Future Activities:The main focus of the research in 2001 will be on developing the information, tools, and models to evaluate alternative management practices and modes of urban development. Field studies will be conducted to test hypotheses on the stratigraphic controls on spring flow. The results of that work will be used to develop the groundwater flow and solute transport models that will be used to assess the impacts of urbanization on spring flow and groundwater quality. An experimental rain garden will be constructed and instrumented to demonstrate the practice and test our numerical rain garden model. Scenarios for urban development will be designed that will allow multiple-scale modeling of their hydrological and ecological impacts. Finally, work will begin on multiscale hydrologic modeling of alternative management practices and modes of urban development.

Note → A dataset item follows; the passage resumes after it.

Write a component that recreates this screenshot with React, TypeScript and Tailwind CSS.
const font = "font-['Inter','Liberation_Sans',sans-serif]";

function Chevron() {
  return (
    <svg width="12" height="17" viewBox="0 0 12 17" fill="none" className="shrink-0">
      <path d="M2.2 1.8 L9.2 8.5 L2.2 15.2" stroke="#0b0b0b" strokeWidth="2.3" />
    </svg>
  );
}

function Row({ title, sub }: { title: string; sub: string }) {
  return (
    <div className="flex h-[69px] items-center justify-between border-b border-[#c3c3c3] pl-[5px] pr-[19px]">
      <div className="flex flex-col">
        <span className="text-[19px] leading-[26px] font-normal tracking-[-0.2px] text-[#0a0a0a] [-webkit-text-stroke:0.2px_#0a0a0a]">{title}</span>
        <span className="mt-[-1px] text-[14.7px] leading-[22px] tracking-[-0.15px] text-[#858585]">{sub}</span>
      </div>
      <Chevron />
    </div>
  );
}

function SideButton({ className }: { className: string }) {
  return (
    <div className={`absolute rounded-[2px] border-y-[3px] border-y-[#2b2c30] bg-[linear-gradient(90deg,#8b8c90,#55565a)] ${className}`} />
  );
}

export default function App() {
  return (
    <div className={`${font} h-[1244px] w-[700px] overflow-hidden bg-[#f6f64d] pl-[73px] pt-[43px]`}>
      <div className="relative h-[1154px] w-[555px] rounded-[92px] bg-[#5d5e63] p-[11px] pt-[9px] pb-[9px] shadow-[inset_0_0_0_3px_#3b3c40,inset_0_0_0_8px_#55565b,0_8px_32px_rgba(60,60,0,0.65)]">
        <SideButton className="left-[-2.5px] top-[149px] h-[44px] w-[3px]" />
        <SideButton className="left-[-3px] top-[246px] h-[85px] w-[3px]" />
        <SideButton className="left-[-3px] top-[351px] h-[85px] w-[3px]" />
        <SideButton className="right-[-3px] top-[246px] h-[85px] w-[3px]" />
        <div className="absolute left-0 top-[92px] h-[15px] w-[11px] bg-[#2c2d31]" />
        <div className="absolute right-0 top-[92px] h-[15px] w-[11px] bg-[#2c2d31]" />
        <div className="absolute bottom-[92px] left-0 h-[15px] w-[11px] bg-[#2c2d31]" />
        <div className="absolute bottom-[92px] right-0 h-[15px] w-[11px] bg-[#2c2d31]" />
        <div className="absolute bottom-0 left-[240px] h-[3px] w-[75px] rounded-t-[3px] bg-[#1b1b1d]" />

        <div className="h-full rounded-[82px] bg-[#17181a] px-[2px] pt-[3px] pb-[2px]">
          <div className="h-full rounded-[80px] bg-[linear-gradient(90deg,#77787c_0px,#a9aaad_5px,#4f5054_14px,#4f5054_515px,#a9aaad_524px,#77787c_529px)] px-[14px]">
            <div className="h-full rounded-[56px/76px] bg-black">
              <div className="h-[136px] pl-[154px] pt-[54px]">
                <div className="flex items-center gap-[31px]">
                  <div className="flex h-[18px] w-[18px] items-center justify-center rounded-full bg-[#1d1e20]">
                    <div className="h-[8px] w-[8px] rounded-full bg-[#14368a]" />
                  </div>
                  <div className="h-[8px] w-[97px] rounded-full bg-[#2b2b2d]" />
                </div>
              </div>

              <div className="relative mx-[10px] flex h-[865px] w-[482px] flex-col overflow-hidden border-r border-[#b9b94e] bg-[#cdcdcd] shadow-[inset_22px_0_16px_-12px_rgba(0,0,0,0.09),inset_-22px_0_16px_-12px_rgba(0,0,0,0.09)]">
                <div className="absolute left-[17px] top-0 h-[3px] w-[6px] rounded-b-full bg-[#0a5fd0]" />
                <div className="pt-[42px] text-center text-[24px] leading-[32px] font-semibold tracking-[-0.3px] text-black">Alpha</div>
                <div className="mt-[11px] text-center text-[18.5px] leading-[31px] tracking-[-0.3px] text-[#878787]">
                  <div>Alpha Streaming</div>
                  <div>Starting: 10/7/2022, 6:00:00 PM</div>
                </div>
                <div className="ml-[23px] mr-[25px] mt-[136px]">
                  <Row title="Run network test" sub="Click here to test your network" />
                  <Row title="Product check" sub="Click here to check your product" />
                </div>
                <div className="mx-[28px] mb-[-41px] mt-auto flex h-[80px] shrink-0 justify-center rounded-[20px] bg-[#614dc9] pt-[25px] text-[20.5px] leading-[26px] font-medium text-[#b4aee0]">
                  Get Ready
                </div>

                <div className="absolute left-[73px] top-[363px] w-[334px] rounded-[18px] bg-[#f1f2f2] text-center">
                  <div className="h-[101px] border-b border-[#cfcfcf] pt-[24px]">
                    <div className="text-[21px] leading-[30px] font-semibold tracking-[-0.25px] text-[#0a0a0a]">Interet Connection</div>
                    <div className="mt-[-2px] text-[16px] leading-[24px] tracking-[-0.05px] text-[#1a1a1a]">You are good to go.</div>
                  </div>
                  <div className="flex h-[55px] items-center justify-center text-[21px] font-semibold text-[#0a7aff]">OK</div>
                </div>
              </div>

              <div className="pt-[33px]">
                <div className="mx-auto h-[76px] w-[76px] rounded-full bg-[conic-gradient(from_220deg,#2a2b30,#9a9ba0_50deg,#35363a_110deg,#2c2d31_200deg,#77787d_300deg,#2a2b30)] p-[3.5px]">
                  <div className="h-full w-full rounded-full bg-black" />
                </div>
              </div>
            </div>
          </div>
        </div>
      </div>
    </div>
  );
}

Research also will be conducted to further determine the relationships between wetland biodiversity and hydrologic alterations. The soil P data in agricultural areas will be combined with biophysical characteristics of the watershed as well as farmer fertilizer practices to determine why soil P hotspots may occur in certain landscape areas. In addition, we will continue to investigate possible barriers to the adoption of low-impact development modes and practices. To this end, we will continue interviews of the various interest groups involved in urban development. We will facilitate these interviews through the use of computer visualizations of development modes and practices.